While in the body of the statute, the word "repair" is strung together with "erection, demolition" and "altering" -- giving support to defendant's argument -- it is also strung together with "painting, cleaning or pointing." Thus even under the ejusdem generis doctrine, the work plaintiff was engaged in could be interpreted as a "repair" under the statute. See Ferrari v. Niasher Realty, Inc. (4th Dept. 1991) 175 A.D.2d 591, 573 N.Y.S.2d 794 (a worker removing storm windows from a building was engaged in activity protected under the statute).

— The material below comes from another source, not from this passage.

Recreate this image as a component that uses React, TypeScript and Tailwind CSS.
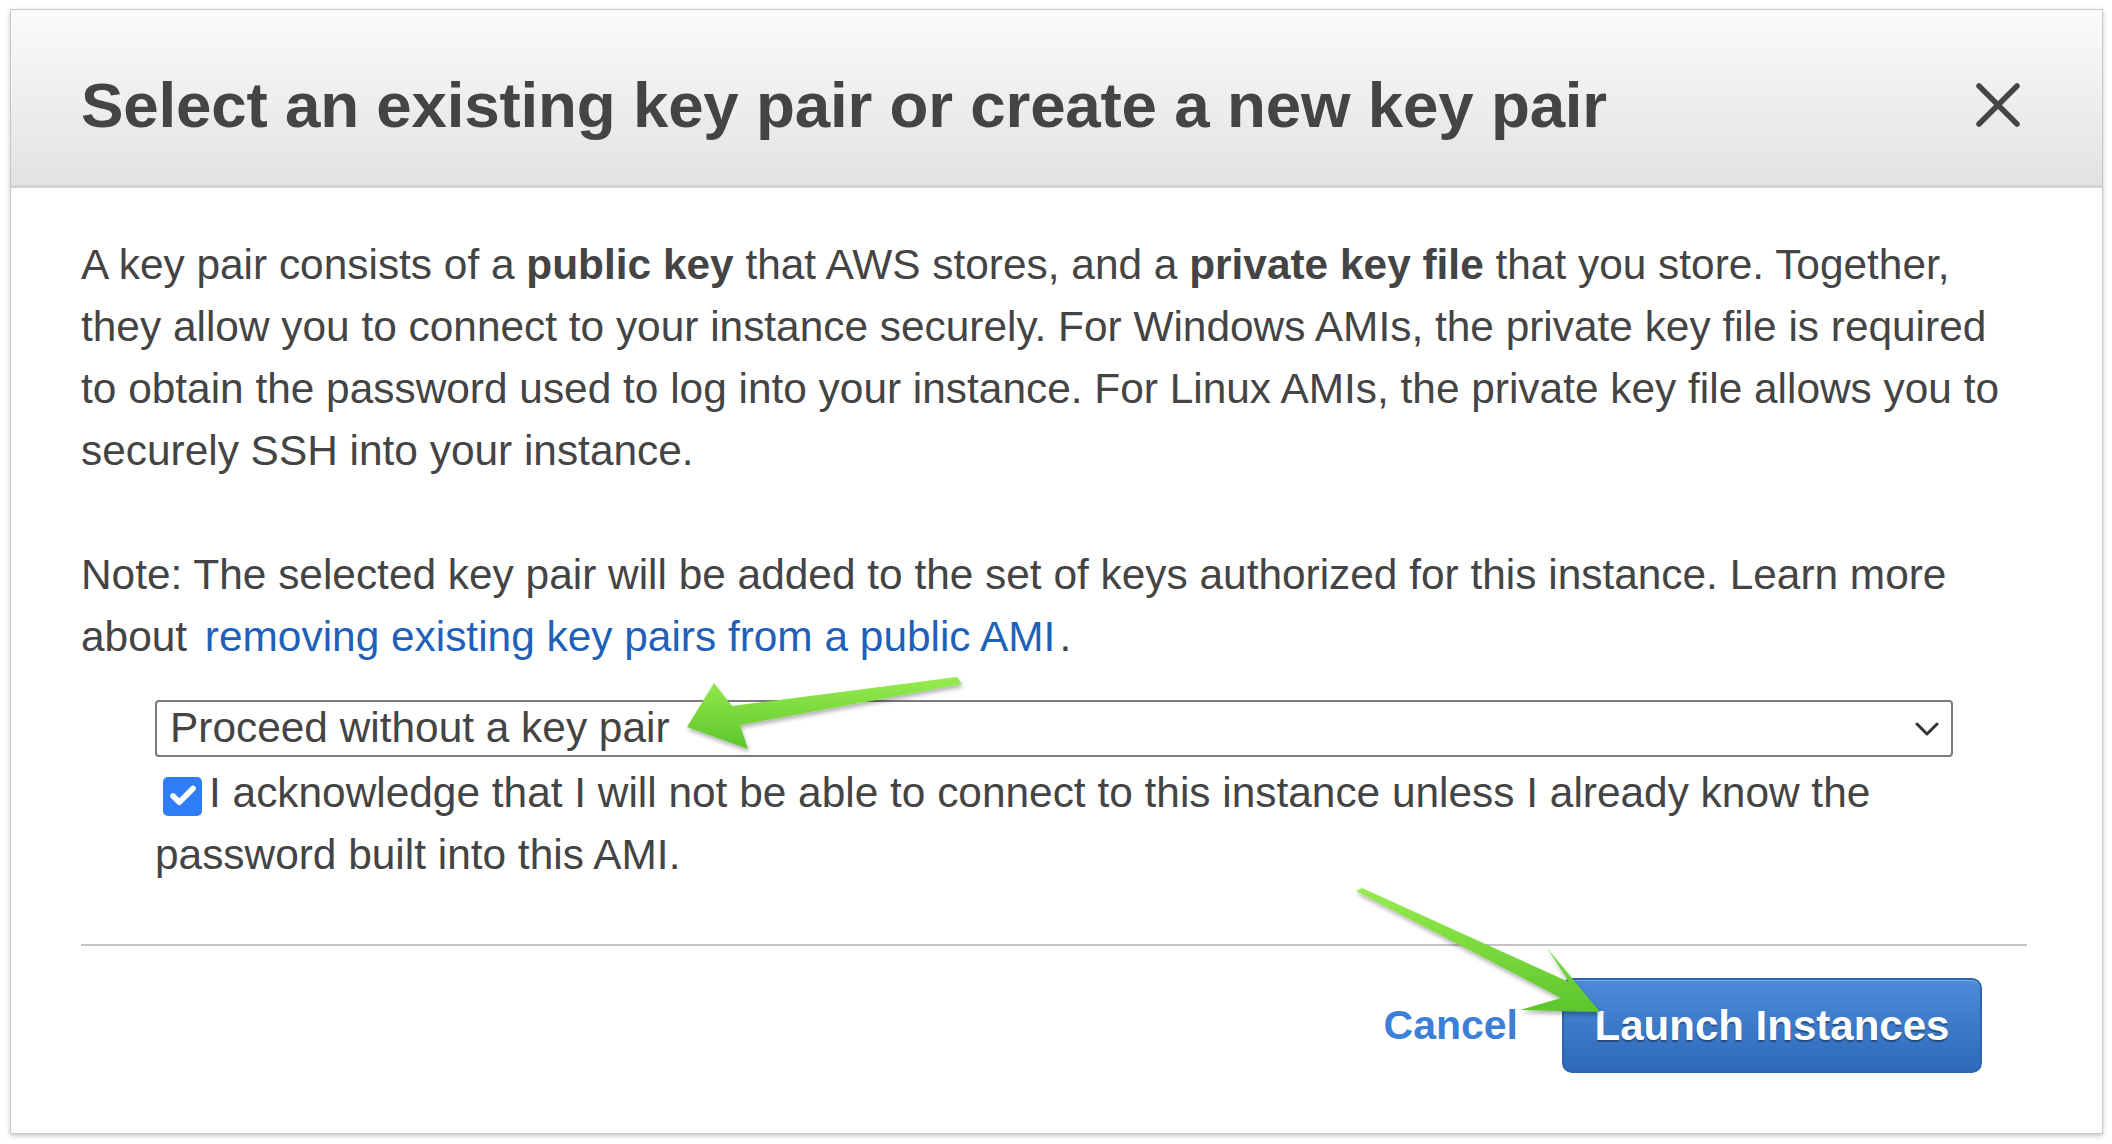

Moreover, the title of the statute, "Building Construction, Demolition and Repair Work," very clearly suggests a design independently to cover these three separate categories of activity. Indeed, the statute has frequently been applied to situations involving neither construction nor demolition, but involving workers who have fallen from a height while engaged in activities requiring the use of ladders or scaffolds. See Terry v. Young Men's Hebrew Association of Washington Heights (1st Dept. 1990) 168 A.D.2d 399, 563 N.Y.S.2d 408; Ramos v. Marksue (S.D.N.Y. 1984) 586 F. Supp. 488 (both involving window washing); Carr v. Jacob Perl Associates (1st Dept. 1994) 201 A.D.2d 296, 607 N.Y.S.2d 301 (elevator repair); Walsh v. Applied Digital Data Systems, Inc. (2d Dept. 1993) 190 A.D.2d 731, 594 N.Y.S.2d 626 (removal of computer cable from building). Because in this case elevated heights were involved, the cases applying the statute to non-construction, non-renovation repairs are persuasive.
We therefore find that the statute applies, and grant plaintiffs' motion for partial summary judgment.
New York, New York
February 13, 1995
WHITMAN KNAPP, SENIOR U.S.D.J.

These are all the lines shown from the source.